Remember Danone in 2005? Pepsi appointed investment bankers to look at a potential tie-up. You could wonder whether France has to update their list of “key strategic” companies (guess yoghurt or food retail shouldn’t be in there right?).
If we look at the MSCI Europe - there are about nine quoted food retailers. In terms of marketcap: Ahold and Tesco represent 60% - Carrefour is next with about 10%. Was looking at some numbers:
The general thought is that food retail is high volume at low margin. And also: it is not easy to grow sales. Both locally in satured developed markets and also international expansion has proven challenging.

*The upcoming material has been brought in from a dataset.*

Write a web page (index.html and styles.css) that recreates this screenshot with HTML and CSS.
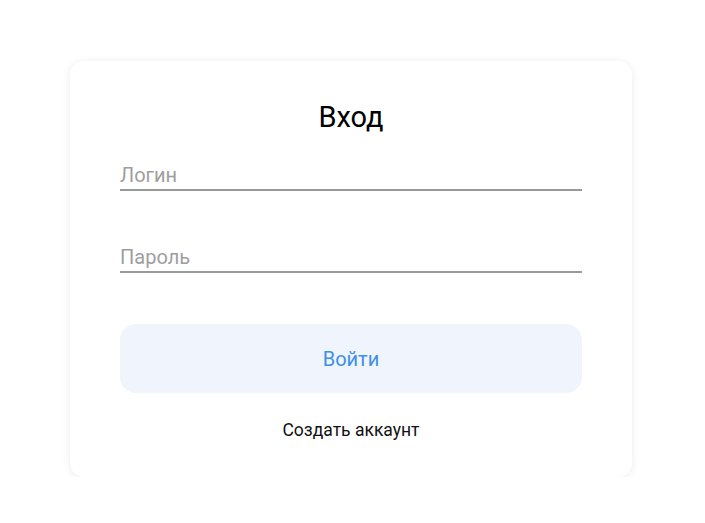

In 2016, Tesco ditched their global ambitions:
Walmart acquired the UK-based Asda for $ 10.8 billion in 1999 - it was recently sold for $ 8.8 billion (also influenced by regulatory blocked merger with Sainsbury):
There is a 2012 HBR-article talking about the dangers of international expansion of food retailers:
It’s tough for retailers to enter overseas or foreign markets by acquiring local players. In developed markets, few retailers want to sell. Moreover, foreign entrants struggle to bring offerings to developed countries that shoppers perceive as new, different, and valuable.
The process of building a network of stores to a profitable scale takes a long time and entails large investments that may not pay off for decades. Walmart broke even in China in 2010, after 15 long years of investment.
These “country killers” understand local preferences and tailor offerings to local consumers’ needs.
Btw, I also like this comment on the grocery suppliers (think Nestlé, Unilever,…) - you can see why they have less trouble expanding worldwide (although paprika flavoured chips and sparkling Ice-Tea is a hard find when travelling):
unlike grocery suppliers, which can profitably cater to one consumer segment across a country, mass-market retailers must compete for every consumer in the economically diverse trading area of each store. They don’t enjoy the luxury of selecting slices of consumers; they have to make every store profitable despite the mix of clientele in the surrounding area.
Of course - not saying everything is bad within food retail: Colruyt is actually a good efficient operator, AholdDelhaize worked out OK and they hold bol.com and a Walmart is a high quality retailer that is aware of the e-commerce evolution.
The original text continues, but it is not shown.